BMO Equal Weight Banks Index ETF (ZEB.TO) & Gold Continuous Contract (GC.F) 

It’s the last day of November and what a month it has been for equity markets. Every major equity market around the world is up at least 3.0%, and about half are up more than 10%. In North America, the S&P 500 has climbed 10.6% from a month ago, the NASDAQ has gained 13.0% over the last month, and the S&P/TSX has climbed 6.9% over the last month.

Gains have slowed over the second half of the month. In the last week, the S&P/TSX is down 0.4% (mainly due to energy and banks struggling), while the S&P 500 and NASDAQ are up 0.1%-0.3%. Major indices in North America and overseas continue to encounter resistance near their summer highs and are still having a tough time breaking through.

In sector action, technology and insurance groups have been able to push through their summer highs. Pretty much everything else, including the interest rate sensitive groups which initially benefitted from the downturn in treasury yields, have stalled out short of their summer peaks.

Meanwhile a disconnect appears to be growing between market and central bank outlooks on the future of interest rates. Treasury yields have continued to decline, with the US 10-year treasury note yield recently falling below 4.4% for the first time since September, trending downward with easing consumer price inflation pressures shown in CPI reports from around the world.

On the other hand, central bankers, who tend to look at wider and less volatile inflation measures like core CPI, service and wage inflation, have maintained their neutral to hawkish rhetoric. Earlier this week, the Reserve Bank of New Zealand announced a “hawkish hold” keeping its benchmark interest rate level while leaving the door open to future interest rate increases, and indicating it is not expecting its first rate cut until 2025. Market action and economic news for the coming week may be framed around what it all means for the Fed decision and forecasts coming on December 13th. The sharp dropoff in treasury yields reflects a change in investor thinking to anticipating a more dovish Fed. Today, the Fed’s favorite Core PCE inflation report is coming out and US wage inflation is due on Friday the 8th, along with nonfarm payrolls.

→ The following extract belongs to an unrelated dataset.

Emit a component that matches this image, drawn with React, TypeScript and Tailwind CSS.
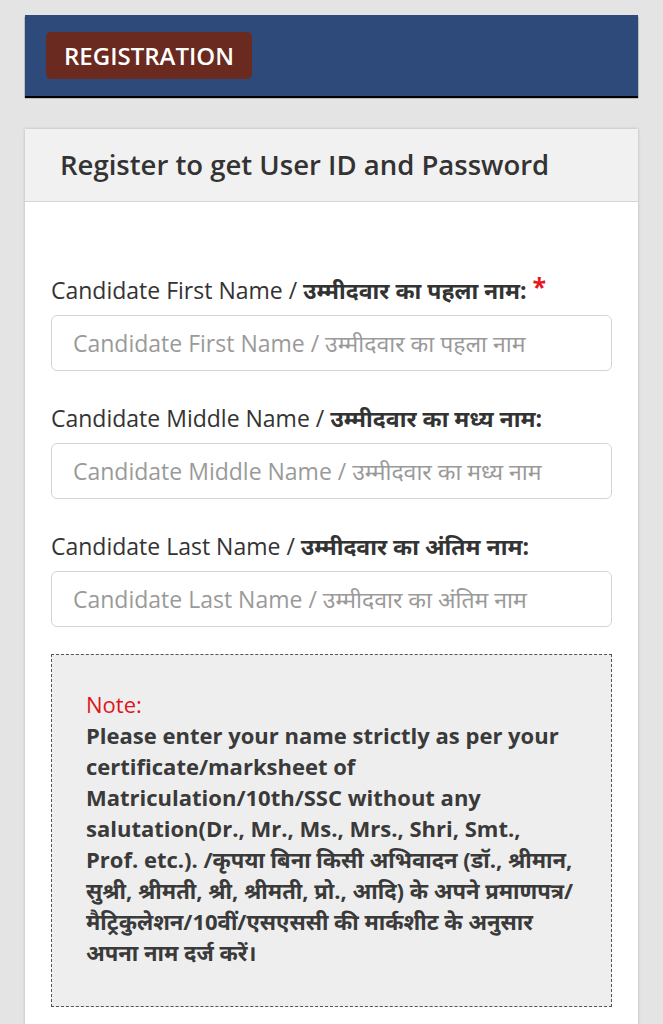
export default function App() {
  const fields = [
    {
      en: 'Candidate First Name',
      hi: 'उम्मीदवार का पहला नाम',
      required: true,
    },
    {
      en: 'Candidate Middle Name',
      hi: 'उम्मीदवार का मध्य नाम',
      required: false,
    },
    {
      en: 'Candidate Last Name',
      hi: 'उम्मीदवार का अंतिम नाम',
      required: false,
    },
  ];

  return (
    <div className="min-h-[1024px] bg-[#e4e4e4] px-[25px] pt-[15px] pb-10 font-['Open_Sans','Noto_Sans',sans-serif] text-[#333]">
      <div className="bg-[#2e4a7b] px-[21px] pt-[17px] pb-[17px] shadow-[0_2px_1px_#000]">
        <div className="inline-flex h-[47px] items-center rounded-[5px] bg-[#6a2a1f] px-[18px] text-[24px] font-semibold text-white">
          REGISTRATION
        </div>
      </div>

      <div className="mt-[33px] bg-white shadow-[0_0_3px_rgba(0,0,0,0.2)]">
        <div className="flex h-[73px] items-center border-b border-[#d6d6d6] bg-[#f1f1f1] px-[35px]">
          <h1 className="text-[27.5px] font-semibold text-[#333]">Register to get User ID and Password</h1>
        </div>

        <div className="px-[26px] pt-[73px] pb-6">
          <div className="flex flex-col gap-[32px]">
            {fields.map((f) => (
              <div key={f.en}>
                <label className="flex items-start text-[23px] leading-[30px] text-[#333]">
                  <span>
                    {f.en} / <span className="font-bold">{f.hi}:</span>
                  </span>
                  {f.required && <span className="ml-[6px] -mt-[4px] text-[25px] font-bold text-[#e4181e]">*</span>}
                </label>
                <input
                  className="mt-[10px] h-[56px] w-full rounded-[6px] border border-[#d4d4d4] bg-white px-[21px] text-[23px] placeholder:text-[#9a9a9a] focus:outline-none"
                  placeholder={`${f.en} / ${f.hi}`}
                />
              </div>
            ))}
          </div>

          <div className="mt-[27px] border border-dashed border-[#555] bg-[#eeeeee] px-[34px] pt-[34px] pb-[38px] text-[22px] leading-[31px] font-bold text-[#3a3a3a]">
            <div className="font-normal text-[#e0141b]">Note:</div>
            <p>
              Please enter your name strictly as per your certificate/marksheet of Matriculation/10th/SSC without any
              salutation(Dr., Mr., Ms., Mrs., Shri, Smt., Prof. etc.). /कृपया बिना किसी अभिवादन (डॉ., श्रीमान, सुश्री,
              श्रीमती, श्री, श्रीमती, प्रो., आदि) के अपने प्रमाणपत्र/ मैट्रिकुलेशन/10वीं/एसएससी की मार्कशीट के अनुसार
              अपना नाम दर्ज करें।
            </p>
          </div>
        </div>
      </div>
    </div>
  );
}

This coming week the Bank of Canada and the Reserve Bank of Australia are holding meetings. While both central banks are expected to keep rates on hold, comments in their statements may give an indication of what central bankers are generally thinking about the world economy and monetary policy trends. Ahead of this, Canadian employment and wage inflation data is coming out tomorrow.

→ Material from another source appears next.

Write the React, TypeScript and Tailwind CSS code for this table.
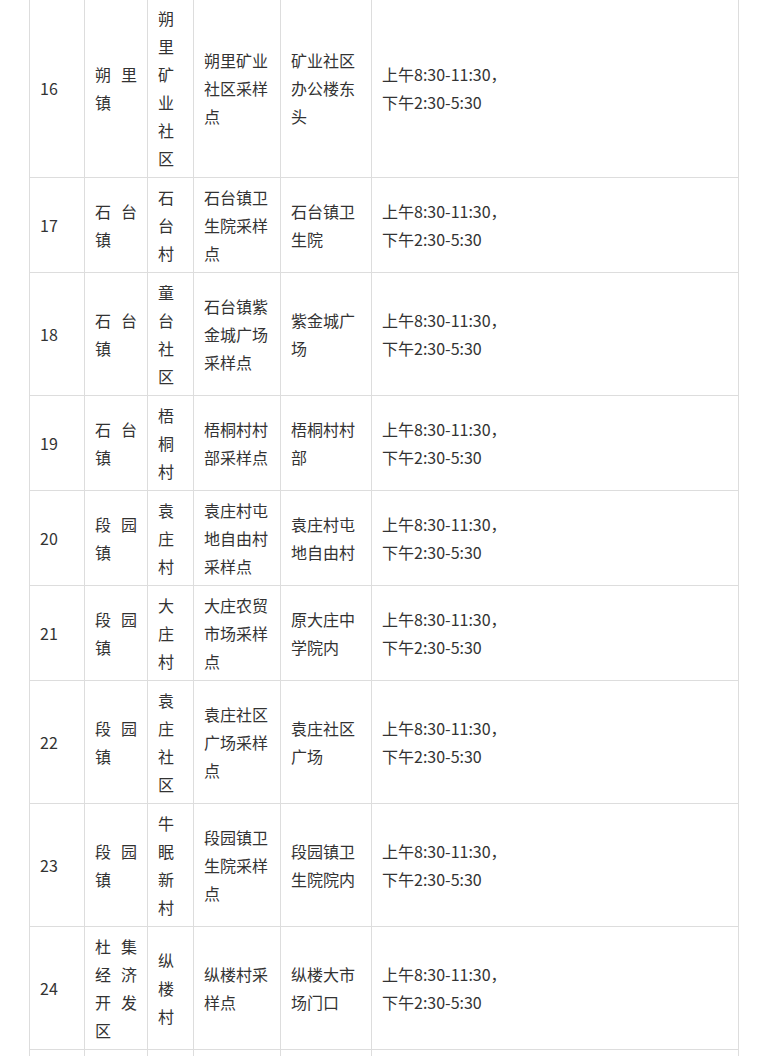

Canadian bank earnings season continues with the rest of the Big Six reporting today and tomorrow, followed by the regional Canadian banks next week. Bank of Nova Scotia started things off with a thud, missing expectations on earnings and increasing loan loss provisions both domestically and internationally.

The energy sector, both producers and service companies, has also been struggling lately. Both energy stocks and the oil price have the potential to be active in the coming week. OPEC+ is expected to announce 2024 production quotas today and whether those are increased or decreased could have a significant impact on trader sentiment.

In this edition of Equity Leaders Weekly, we look at the Canadian banking sector moving into its earnings week, and at what recent gains in the gold price may be telling us about investor sentiment.

BMO Equal Weight Banks Index ETF (ZEB.TO)

Just as stocks have gotten hot again in the last month, so has the price of Gold (GC.F). The yellow metal has rallied back above $2,000/oz in recent weeks and even climbed above $2,050 to trade at its highest level since 2020 and within striking distance of new all-time highs. Gold has completed bullish Double Top, Spread Double Top and Spread Triple Top breakouts and has a bullish SMAX score of 9, indicating strength against the asset classes.

Gold is commonly seen, however as a defensive haven raising questions about why it is rallying in tandem with equity markets. Below we consider which of the factors which traditionally drive trends in Gold may be active at the moment.

1) Decline of the US Dollar – Likely. As the world’s premiere hard currency, it’s nemesis has historically been the US Dollar, the world’s premiere paper currency. The US Dollar has gone into retreat over the last month, which may be helping to boost the price of Gold, and other currency/commodity markets priced in US Dollars.

2) Increased demand for alternative currency trading vehicles – Likely. In addition to Gold (up 3.1%), Silver (up 4.5%), platinum (up 4.9%), and Bitcoin (up 9.9%) are all up significantly in the last month.

3) Gold as an inflation hedge – Doubtful. One of the factors driving down treasury yields has been a significant easing in consumer price index inflation readings this month.

4) Gold as an indicator of fear in equity markets – doubtful since the VIX volatility/fear indicator is down 39.4% in the last month and equity markets have been surging.

5) Gold as an indicator about the health of the global financial system – Maybe. US bank stocks never really recovered from the March regional bank crisis and Canadian banks have been under pressure lately with earnings falling and loan loss provisions rising.

A close above $2,080 would confirm the start of a new advance. Horizontal counts suggest next potential resistance may emerge in the $2,120 to $2.140 range. Initial support appears near $1,975 based on a horizontal count.